* _Records for the task_
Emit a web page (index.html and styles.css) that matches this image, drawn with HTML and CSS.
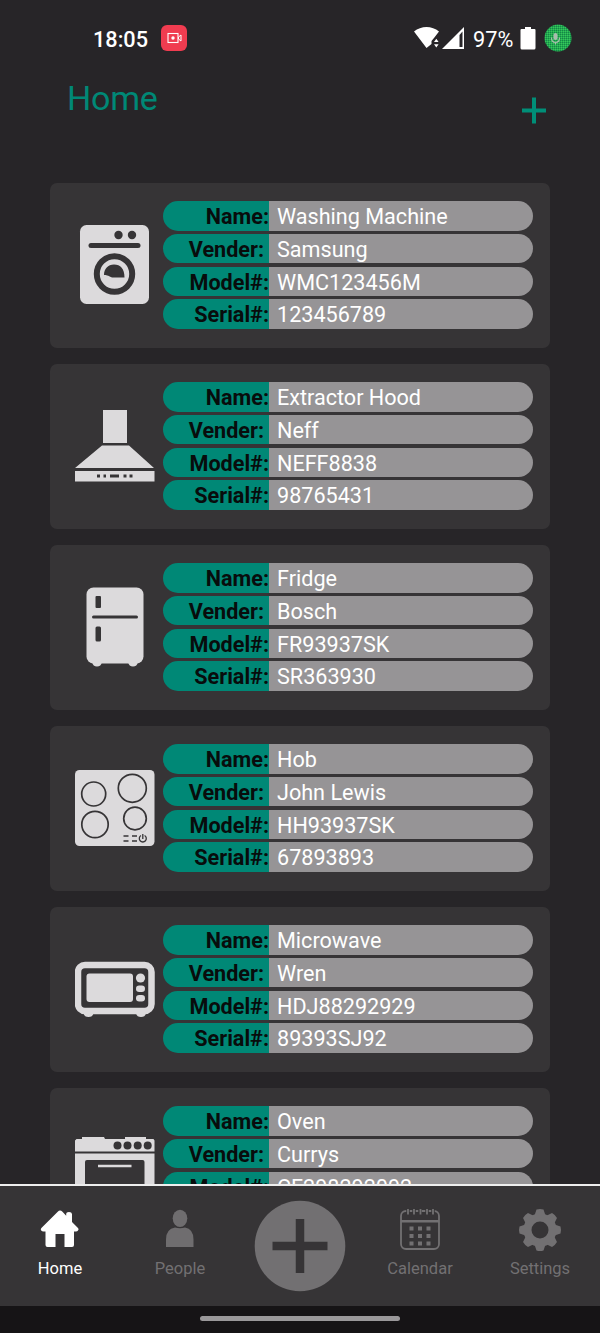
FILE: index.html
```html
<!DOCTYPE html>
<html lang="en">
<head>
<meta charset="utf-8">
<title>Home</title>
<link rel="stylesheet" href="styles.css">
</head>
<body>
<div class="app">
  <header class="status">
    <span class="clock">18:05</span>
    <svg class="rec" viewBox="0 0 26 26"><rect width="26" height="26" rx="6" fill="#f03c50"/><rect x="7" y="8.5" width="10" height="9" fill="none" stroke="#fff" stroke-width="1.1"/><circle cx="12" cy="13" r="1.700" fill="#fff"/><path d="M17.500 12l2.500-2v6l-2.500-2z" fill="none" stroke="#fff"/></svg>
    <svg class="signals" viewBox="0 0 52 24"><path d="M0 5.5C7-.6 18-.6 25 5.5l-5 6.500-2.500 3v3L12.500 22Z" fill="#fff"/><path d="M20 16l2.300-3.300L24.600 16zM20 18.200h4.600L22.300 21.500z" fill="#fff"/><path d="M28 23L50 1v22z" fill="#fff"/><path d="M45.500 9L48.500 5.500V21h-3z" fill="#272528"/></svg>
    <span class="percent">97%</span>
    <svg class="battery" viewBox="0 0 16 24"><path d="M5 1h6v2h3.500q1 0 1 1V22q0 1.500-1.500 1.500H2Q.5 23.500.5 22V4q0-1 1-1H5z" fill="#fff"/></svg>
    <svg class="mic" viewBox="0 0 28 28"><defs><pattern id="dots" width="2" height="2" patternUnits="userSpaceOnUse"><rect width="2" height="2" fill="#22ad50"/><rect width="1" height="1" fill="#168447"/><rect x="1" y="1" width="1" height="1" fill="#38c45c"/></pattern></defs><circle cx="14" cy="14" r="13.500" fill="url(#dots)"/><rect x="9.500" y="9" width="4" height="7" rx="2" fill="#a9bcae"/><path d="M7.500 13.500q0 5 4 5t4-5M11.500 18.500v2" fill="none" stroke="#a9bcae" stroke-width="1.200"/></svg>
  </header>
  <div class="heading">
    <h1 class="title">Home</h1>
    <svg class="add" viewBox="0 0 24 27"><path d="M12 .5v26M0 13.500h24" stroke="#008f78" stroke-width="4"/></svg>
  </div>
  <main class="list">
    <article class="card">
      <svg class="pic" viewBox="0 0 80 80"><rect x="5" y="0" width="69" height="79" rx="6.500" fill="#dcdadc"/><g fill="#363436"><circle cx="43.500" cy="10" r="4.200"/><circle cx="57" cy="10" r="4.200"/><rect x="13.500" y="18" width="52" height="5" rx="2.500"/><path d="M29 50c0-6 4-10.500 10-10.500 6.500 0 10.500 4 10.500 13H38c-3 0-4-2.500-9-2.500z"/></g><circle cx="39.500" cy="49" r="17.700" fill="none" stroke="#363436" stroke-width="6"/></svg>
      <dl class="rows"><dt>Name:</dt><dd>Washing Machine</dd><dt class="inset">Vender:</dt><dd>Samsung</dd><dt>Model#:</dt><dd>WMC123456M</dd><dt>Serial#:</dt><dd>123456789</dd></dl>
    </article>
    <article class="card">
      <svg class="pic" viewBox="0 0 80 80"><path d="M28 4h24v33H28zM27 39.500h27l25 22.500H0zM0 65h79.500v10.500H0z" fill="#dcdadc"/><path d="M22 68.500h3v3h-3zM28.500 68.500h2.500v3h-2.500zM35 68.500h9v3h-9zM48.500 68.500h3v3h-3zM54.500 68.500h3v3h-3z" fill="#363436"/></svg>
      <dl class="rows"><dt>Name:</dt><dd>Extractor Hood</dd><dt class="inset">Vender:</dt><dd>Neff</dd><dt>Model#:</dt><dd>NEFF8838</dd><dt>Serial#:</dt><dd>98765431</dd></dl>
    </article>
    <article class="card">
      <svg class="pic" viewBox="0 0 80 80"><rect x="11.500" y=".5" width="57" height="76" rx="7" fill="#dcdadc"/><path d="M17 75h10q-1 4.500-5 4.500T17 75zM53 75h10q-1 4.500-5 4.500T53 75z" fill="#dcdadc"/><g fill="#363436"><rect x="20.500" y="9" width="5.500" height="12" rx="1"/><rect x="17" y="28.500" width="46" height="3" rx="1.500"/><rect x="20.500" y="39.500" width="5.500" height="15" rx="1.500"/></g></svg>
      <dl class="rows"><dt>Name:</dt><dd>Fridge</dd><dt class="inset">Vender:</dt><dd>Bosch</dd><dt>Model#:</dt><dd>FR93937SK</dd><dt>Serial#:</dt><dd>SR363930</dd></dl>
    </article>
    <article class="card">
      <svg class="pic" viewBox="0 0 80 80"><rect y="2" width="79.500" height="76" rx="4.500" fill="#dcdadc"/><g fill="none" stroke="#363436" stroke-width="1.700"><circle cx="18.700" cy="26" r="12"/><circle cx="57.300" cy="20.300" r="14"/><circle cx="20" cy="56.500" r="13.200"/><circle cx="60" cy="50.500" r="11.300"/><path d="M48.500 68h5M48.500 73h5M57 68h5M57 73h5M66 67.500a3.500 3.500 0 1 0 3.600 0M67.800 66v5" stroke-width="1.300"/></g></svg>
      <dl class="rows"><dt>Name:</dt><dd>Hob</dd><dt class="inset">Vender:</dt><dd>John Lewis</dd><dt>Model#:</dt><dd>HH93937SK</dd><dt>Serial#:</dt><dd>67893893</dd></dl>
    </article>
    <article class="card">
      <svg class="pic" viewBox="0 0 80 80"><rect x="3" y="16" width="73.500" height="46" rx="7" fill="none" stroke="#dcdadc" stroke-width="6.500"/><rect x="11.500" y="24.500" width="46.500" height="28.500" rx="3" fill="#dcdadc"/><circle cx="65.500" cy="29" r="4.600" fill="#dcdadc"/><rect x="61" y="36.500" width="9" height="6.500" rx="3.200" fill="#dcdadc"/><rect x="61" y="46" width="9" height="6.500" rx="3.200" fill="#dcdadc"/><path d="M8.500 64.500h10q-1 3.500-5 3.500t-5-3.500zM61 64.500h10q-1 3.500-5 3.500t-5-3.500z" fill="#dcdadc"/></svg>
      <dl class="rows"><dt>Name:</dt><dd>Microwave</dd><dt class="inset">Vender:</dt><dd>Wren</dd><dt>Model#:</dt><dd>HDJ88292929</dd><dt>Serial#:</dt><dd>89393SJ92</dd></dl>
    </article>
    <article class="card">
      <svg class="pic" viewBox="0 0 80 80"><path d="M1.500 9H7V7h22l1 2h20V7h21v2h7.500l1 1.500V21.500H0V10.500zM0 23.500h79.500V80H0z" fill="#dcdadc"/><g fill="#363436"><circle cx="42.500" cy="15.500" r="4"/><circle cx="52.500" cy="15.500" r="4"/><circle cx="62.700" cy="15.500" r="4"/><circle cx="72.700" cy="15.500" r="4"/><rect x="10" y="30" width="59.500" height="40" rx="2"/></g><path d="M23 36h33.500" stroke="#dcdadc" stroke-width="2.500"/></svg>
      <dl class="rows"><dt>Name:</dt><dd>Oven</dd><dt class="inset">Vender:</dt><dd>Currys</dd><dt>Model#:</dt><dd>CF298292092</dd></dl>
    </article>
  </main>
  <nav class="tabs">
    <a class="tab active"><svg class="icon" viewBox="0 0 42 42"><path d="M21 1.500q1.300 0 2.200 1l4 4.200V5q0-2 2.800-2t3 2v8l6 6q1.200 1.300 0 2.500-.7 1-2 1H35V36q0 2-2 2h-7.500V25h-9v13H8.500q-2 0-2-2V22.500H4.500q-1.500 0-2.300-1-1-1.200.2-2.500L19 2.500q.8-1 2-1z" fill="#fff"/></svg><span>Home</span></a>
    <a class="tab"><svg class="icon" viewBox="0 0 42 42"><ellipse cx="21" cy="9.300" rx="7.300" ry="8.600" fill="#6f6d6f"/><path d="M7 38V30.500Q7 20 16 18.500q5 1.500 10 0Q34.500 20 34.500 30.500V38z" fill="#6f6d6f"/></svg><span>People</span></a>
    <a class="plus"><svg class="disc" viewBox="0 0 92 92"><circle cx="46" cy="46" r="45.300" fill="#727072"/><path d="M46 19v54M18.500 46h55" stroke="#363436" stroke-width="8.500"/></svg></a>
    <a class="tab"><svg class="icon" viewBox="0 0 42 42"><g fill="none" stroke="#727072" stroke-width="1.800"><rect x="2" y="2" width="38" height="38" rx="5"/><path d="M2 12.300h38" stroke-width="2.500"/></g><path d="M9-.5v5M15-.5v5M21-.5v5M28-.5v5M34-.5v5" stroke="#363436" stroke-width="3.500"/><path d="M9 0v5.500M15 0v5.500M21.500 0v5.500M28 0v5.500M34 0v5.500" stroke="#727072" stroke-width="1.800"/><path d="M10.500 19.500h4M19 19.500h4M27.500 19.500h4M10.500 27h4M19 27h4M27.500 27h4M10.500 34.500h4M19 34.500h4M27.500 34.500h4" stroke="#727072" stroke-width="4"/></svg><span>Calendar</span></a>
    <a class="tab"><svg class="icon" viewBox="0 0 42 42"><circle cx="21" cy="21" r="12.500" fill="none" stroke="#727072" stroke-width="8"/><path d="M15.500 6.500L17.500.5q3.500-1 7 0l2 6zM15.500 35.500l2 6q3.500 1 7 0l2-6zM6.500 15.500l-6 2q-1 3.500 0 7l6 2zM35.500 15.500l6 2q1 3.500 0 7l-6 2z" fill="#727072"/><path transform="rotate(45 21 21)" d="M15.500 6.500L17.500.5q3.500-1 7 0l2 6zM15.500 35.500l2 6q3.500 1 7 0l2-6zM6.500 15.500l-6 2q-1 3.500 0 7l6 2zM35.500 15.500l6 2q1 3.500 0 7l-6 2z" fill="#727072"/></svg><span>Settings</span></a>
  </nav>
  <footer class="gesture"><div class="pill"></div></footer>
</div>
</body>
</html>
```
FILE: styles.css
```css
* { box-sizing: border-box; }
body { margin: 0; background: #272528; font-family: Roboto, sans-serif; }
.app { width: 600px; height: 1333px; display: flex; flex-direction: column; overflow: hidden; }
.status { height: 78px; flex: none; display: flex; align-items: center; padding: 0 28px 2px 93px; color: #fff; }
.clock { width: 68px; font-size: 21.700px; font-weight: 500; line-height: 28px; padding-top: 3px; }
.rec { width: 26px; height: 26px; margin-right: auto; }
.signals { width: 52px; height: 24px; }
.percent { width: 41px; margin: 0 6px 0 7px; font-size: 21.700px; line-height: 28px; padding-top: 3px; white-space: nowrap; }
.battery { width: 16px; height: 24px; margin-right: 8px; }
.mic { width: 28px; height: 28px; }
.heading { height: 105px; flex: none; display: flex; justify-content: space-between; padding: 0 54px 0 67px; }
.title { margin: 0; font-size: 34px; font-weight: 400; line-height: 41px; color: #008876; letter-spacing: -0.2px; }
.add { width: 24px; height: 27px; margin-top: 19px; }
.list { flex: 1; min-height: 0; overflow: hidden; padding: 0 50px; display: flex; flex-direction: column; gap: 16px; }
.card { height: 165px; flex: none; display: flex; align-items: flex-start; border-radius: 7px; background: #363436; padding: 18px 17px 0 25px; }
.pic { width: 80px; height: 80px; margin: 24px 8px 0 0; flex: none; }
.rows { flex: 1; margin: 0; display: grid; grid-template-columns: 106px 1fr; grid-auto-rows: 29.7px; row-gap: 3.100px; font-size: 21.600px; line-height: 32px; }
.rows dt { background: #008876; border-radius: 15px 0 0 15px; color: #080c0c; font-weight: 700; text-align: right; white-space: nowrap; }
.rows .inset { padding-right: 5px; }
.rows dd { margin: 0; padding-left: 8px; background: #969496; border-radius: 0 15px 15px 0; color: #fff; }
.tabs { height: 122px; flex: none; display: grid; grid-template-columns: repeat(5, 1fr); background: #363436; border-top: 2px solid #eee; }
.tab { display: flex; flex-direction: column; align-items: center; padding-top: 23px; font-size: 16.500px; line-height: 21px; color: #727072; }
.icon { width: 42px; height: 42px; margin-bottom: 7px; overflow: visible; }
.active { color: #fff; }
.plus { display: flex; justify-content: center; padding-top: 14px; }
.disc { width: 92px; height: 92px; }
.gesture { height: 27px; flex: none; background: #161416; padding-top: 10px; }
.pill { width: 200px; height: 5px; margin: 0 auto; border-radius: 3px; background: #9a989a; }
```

* * *

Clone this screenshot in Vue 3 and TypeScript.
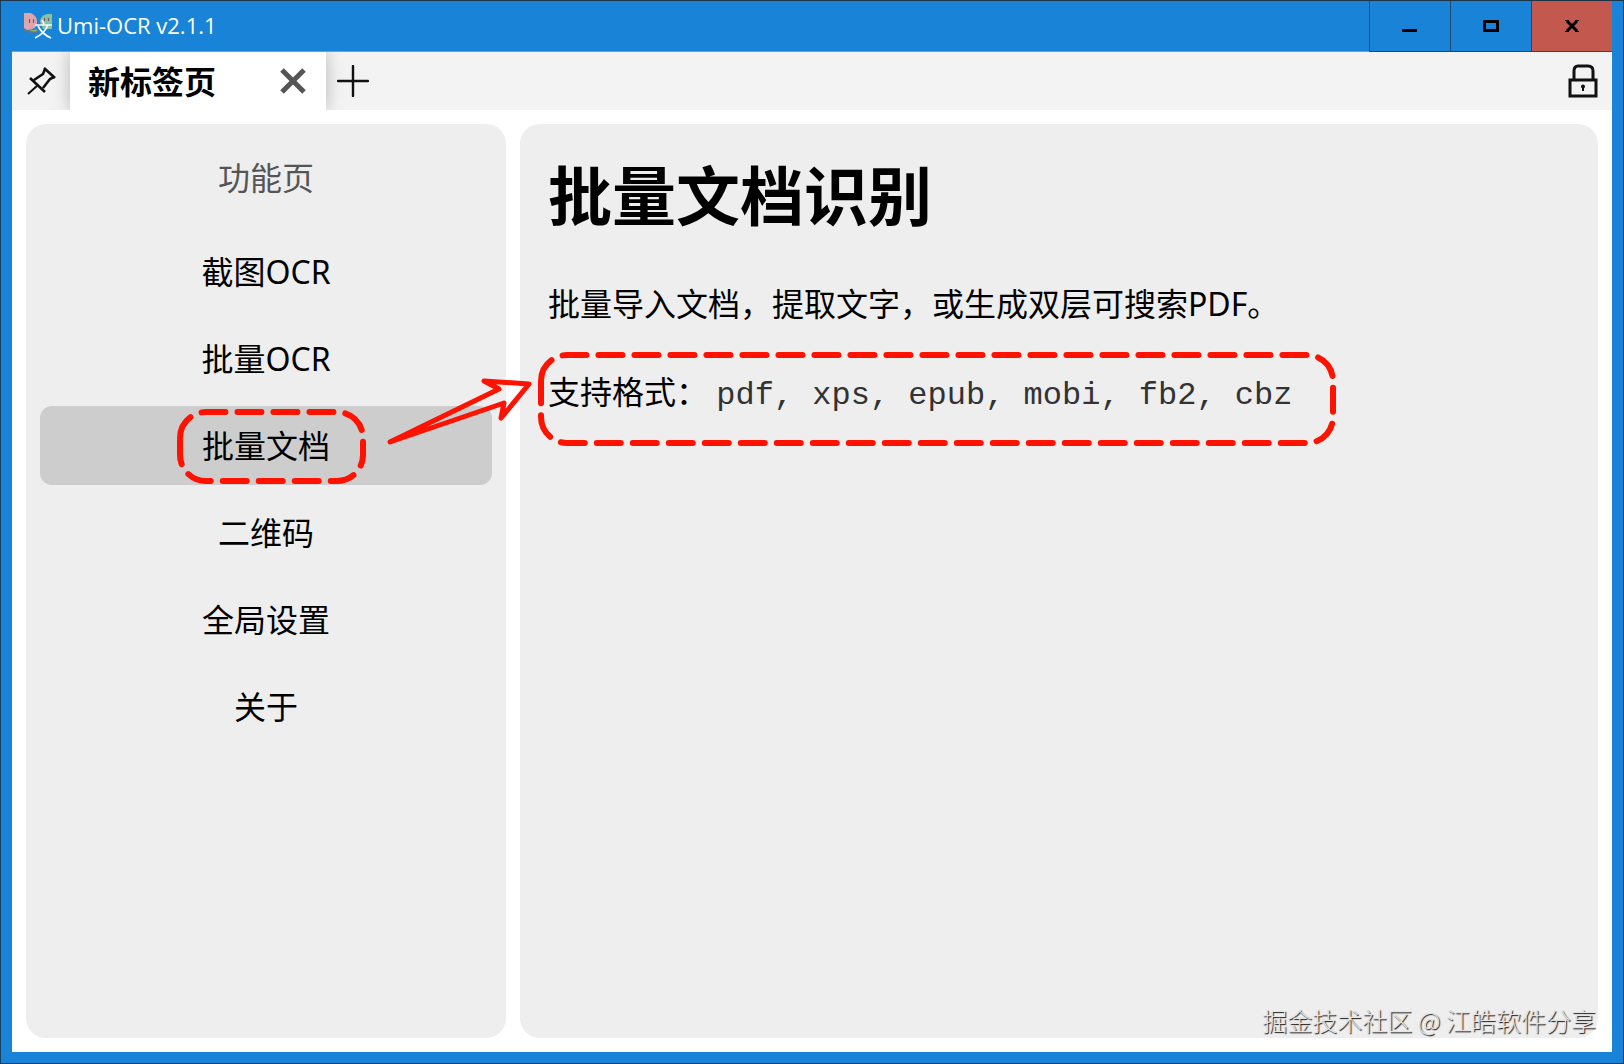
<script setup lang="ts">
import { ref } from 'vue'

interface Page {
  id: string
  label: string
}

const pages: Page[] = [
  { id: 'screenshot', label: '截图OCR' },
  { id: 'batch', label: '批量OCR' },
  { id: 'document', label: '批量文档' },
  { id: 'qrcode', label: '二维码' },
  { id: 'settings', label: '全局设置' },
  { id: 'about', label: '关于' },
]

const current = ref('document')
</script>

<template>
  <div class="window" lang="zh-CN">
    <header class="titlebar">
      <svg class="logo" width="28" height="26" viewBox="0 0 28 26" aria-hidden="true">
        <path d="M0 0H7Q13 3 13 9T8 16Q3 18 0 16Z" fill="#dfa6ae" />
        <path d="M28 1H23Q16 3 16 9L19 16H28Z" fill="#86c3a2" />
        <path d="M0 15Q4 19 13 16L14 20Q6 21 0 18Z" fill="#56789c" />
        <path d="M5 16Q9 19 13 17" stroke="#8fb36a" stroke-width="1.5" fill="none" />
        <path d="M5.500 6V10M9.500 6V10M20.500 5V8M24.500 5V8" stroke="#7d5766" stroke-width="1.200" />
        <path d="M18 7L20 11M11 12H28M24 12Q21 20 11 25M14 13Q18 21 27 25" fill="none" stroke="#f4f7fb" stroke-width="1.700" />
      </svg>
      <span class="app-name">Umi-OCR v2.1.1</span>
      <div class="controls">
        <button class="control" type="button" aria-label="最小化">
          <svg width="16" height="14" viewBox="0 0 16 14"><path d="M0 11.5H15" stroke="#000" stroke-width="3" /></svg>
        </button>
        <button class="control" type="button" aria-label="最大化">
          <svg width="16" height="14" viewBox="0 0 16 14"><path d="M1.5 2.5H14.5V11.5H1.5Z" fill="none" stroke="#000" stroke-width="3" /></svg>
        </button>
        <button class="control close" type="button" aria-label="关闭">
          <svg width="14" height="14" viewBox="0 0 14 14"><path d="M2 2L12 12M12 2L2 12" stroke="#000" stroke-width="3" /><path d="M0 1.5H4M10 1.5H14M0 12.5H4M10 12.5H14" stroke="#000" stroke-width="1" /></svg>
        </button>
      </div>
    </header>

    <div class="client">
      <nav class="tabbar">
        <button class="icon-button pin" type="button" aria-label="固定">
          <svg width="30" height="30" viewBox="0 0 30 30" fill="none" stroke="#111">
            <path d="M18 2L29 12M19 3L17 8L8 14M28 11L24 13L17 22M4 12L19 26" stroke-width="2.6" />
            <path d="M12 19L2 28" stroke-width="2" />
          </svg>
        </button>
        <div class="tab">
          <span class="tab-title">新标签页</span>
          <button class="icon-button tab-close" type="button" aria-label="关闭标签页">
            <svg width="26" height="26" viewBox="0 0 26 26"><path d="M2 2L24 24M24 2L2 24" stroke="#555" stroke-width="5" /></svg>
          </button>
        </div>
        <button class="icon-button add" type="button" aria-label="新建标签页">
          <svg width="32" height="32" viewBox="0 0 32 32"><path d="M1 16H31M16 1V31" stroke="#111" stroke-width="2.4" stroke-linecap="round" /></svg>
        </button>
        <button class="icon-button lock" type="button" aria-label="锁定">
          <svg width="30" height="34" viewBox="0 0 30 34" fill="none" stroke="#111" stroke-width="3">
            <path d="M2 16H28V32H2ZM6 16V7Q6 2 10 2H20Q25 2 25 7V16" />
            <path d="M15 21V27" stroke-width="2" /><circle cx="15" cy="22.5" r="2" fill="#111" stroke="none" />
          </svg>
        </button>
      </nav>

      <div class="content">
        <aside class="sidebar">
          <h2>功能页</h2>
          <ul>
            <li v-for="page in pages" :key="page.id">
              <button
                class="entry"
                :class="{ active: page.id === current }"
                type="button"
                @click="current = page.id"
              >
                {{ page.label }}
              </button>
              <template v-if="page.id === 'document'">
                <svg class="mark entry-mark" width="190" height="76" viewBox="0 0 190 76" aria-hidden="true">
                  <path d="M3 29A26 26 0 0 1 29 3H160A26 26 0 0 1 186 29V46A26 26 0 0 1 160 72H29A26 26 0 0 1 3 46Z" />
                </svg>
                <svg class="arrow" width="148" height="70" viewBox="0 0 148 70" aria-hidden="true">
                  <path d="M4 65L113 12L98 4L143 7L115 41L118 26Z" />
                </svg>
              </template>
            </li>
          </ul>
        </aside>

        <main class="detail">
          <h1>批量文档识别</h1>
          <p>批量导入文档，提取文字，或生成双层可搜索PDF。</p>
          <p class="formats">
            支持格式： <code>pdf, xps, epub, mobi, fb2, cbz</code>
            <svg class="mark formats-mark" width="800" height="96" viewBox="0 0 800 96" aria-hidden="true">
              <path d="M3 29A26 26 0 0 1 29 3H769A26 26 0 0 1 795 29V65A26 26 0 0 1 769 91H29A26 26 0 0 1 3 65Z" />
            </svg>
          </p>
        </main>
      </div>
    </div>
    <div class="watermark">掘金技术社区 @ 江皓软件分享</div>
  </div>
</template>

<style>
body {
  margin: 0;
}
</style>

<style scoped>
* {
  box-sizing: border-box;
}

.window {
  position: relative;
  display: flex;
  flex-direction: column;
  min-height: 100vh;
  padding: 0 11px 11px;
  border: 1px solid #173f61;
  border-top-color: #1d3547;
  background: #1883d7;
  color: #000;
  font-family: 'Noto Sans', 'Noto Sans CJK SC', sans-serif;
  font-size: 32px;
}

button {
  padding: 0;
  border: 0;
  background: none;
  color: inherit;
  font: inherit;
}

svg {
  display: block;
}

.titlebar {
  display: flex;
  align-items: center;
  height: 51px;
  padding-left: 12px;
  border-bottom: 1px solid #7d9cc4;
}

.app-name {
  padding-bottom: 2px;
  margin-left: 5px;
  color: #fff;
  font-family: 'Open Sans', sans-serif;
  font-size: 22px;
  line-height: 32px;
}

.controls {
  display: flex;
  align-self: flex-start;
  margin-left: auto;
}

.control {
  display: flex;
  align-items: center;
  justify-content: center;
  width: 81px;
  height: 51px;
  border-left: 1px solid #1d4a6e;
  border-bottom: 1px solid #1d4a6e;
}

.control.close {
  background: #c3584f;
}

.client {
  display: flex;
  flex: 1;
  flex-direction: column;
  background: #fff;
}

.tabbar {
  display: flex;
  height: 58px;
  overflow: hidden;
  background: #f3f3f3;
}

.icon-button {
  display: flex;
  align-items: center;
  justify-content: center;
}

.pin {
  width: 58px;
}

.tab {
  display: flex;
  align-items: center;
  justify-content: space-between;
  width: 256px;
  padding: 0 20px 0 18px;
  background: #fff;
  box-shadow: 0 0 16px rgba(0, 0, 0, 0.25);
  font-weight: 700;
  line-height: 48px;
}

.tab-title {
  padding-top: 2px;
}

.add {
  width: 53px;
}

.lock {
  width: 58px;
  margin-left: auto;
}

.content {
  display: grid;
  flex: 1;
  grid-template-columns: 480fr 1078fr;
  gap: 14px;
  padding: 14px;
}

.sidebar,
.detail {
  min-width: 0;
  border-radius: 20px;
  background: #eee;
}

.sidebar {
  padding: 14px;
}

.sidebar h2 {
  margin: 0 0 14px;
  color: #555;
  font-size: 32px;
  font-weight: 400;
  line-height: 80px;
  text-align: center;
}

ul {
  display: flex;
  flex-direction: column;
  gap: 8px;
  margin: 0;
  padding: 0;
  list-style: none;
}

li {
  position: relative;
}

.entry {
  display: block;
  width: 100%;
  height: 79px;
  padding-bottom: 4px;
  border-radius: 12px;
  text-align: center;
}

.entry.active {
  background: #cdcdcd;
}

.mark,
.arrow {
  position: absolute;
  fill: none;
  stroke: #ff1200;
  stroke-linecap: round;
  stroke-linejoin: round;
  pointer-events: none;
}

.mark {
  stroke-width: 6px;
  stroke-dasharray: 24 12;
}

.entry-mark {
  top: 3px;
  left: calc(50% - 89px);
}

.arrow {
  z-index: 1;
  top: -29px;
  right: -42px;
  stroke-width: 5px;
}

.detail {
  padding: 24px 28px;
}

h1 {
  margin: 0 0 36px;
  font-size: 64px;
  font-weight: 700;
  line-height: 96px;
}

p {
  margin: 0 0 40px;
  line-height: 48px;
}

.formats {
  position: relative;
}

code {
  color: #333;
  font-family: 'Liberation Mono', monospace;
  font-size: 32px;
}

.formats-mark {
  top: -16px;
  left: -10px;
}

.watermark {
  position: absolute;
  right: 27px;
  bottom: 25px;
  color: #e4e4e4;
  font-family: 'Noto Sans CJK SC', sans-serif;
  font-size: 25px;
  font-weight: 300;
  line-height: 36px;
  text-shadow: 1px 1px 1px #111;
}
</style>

* _Stated goal_
In the entries above, locate every line with the word "styles" and copy it.

* _Answer to this exercise_
Emit a web page (index.html and styles.css) that matches this image, drawn with HTML and CSS.
<link rel="stylesheet" href="styles.css">
FILE: styles.css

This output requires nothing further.